◆ **To do**: Print out each entry below exactly, please.

Front-end source files
>>>>
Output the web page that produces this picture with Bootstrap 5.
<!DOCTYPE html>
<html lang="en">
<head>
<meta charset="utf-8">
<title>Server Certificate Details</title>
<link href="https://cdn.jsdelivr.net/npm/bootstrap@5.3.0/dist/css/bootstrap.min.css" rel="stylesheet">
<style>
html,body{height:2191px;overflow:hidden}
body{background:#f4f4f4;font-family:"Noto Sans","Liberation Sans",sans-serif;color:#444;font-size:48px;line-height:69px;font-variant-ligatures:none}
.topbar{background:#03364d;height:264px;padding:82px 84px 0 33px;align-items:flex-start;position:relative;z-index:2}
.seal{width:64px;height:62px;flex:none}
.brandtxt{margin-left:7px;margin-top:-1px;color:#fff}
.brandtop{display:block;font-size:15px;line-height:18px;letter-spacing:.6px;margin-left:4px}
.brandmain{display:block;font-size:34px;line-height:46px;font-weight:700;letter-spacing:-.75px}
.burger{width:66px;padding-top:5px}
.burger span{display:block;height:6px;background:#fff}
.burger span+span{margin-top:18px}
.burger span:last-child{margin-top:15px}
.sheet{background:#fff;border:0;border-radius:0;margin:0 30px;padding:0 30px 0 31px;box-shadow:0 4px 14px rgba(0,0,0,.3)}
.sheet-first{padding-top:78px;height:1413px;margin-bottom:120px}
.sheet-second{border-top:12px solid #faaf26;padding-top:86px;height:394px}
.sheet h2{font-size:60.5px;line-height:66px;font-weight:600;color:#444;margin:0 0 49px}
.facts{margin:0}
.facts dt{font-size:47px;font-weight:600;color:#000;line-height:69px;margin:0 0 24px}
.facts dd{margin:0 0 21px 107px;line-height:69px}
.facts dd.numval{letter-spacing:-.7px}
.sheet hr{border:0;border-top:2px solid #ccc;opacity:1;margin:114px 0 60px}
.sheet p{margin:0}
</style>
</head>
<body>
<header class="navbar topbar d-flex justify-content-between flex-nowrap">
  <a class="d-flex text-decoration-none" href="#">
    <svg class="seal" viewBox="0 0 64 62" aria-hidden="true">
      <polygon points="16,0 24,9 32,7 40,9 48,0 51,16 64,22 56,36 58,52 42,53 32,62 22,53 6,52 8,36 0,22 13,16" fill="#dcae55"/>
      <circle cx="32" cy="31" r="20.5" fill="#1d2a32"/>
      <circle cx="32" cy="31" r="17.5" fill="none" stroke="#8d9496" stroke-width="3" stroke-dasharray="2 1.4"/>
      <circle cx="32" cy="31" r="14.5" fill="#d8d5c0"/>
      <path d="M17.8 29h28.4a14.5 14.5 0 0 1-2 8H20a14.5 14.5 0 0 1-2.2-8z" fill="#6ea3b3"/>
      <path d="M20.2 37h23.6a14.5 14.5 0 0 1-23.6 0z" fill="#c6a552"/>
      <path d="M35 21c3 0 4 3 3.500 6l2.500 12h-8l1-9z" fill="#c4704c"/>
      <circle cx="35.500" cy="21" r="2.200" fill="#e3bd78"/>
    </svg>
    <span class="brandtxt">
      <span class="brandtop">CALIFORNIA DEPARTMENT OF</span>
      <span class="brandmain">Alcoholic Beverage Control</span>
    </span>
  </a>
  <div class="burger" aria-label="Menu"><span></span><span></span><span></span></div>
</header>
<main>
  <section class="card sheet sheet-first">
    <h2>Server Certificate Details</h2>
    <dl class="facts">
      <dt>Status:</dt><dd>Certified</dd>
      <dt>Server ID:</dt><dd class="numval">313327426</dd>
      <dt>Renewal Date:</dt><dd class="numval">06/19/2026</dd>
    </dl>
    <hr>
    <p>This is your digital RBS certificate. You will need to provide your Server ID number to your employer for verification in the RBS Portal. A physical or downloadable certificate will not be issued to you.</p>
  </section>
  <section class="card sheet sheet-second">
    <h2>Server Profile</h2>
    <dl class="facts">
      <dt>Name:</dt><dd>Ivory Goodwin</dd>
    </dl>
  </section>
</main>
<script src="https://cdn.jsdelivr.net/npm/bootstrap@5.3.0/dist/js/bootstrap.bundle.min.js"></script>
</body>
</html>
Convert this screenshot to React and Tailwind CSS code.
<<<<
◆ **Task solution**:
Output the web page that produces this picture with Bootstrap 5.
<!DOCTYPE html>
<html lang="en">
<head>
<meta charset="utf-8">
<title>Server Certificate Details</title>
<link href="https://cdn.jsdelivr.net/npm/bootstrap@5.3.0/dist/css/bootstrap.min.css" rel="stylesheet">
<style>
html,body{height:2191px;overflow:hidden}
body{background:#f4f4f4;font-family:"Noto Sans","Liberation Sans",sans-serif;color:#444;font-size:48px;line-height:69px;font-variant-ligatures:none}
.topbar{background:#03364d;height:264px;padding:82px 84px 0 33px;align-items:flex-start;position:relative;z-index:2}
.seal{width:64px;height:62px;flex:none}
.brandtxt{margin-left:7px;margin-top:-1px;color:#fff}
.brandtop{display:block;font-size:15px;line-height:18px;letter-spacing:.6px;margin-left:4px}
.brandmain{display:block;font-size:34px;line-height:46px;font-weight:700;letter-spacing:-.75px}
.burger{width:66px;padding-top:5px}
.burger span{display:block;height:6px;background:#fff}
.burger span+span{margin-top:18px}
.burger span:last-child{margin-top:15px}
.sheet{background:#fff;border:0;border-radius:0;margin:0 30px;padding:0 30px 0 31px;box-shadow:0 4px 14px rgba(0,0,0,.3)}
.sheet-first{padding-top:78px;height:1413px;margin-bottom:120px}
.sheet-second{border-top:12px solid #faaf26;padding-top:86px;height:394px}
.sheet h2{font-size:60.5px;line-height:66px;font-weight:600;color:#444;margin:0 0 49px}
.facts{margin:0}
.facts dt{font-size:47px;font-weight:600;color:#000;line-height:69px;margin:0 0 24px}
.facts dd{margin:0 0 21px 107px;line-height:69px}
.facts dd.numval{letter-spacing:-.7px}
.sheet hr{border:0;border-top:2px solid #ccc;opacity:1;margin:114px 0 60px}
.sheet p{margin:0}
</style>
</head>
<body>
<header class="navbar topbar d-flex justify-content-between flex-nowrap">
  <a class="d-flex text-decoration-none" href="#">
    <svg class="seal" viewBox="0 0 64 62" aria-hidden="true">
      <polygon points="16,0 24,9 32,7 40,9 48,0 51,16 64,22 56,36 58,52 42,53 32,62 22,53 6,52 8,36 0,22 13,16" fill="#dcae55"/>
      <circle cx="32" cy="31" r="20.5" fill="#1d2a32"/>
      <circle cx="32" cy="31" r="17.5" fill="none" stroke="#8d9496" stroke-width="3" stroke-dasharray="2 1.4"/>
      <circle cx="32" cy="31" r="14.5" fill="#d8d5c0"/>
      <path d="M17.8 29h28.4a14.5 14.5 0 0 1-2 8H20a14.5 14.5 0 0 1-2.2-8z" fill="#6ea3b3"/>
      <path d="M20.2 37h23.6a14.5 14.5 0 0 1-23.6 0z" fill="#c6a552"/>
      <path d="M35 21c3 0 4 3 3.500 6l2.500 12h-8l1-9z" fill="#c4704c"/>
      <circle cx="35.500" cy="21" r="2.200" fill="#e3bd78"/>
    </svg>
    <span class="brandtxt">
      <span class="brandtop">CALIFORNIA DEPARTMENT OF</span>
      <span class="brandmain">Alcoholic Beverage Control</span>
    </span>
  </a>
  <div class="burger" aria-label="Menu"><span></span><span></span><span></span></div>
</header>
<main>
  <section class="card sheet sheet-first">
    <h2>Server Certificate Details</h2>
    <dl class="facts">
      <dt>Status:</dt><dd>Certified</dd>
      <dt>Server ID:</dt><dd class="numval">313327426</dd>
      <dt>Renewal Date:</dt><dd class="numval">06/19/2026</dd>
    </dl>
    <hr>
    <p>This is your digital RBS certificate. You will need to provide your Server ID number to your employer for verification in the RBS Portal. A physical or downloadable certificate will not be issued to you.</p>
  </section>
  <section class="card sheet sheet-second">
    <h2>Server Profile</h2>
    <dl class="facts">
      <dt>Name:</dt><dd>Ivory Goodwin</dd>
    </dl>
  </section>
</main>
<script src="https://cdn.jsdelivr.net/npm/bootstrap@5.3.0/dist/js/bootstrap.bundle.min.js"></script>
</body>
</html>
Convert this screenshot to React and Tailwind CSS code.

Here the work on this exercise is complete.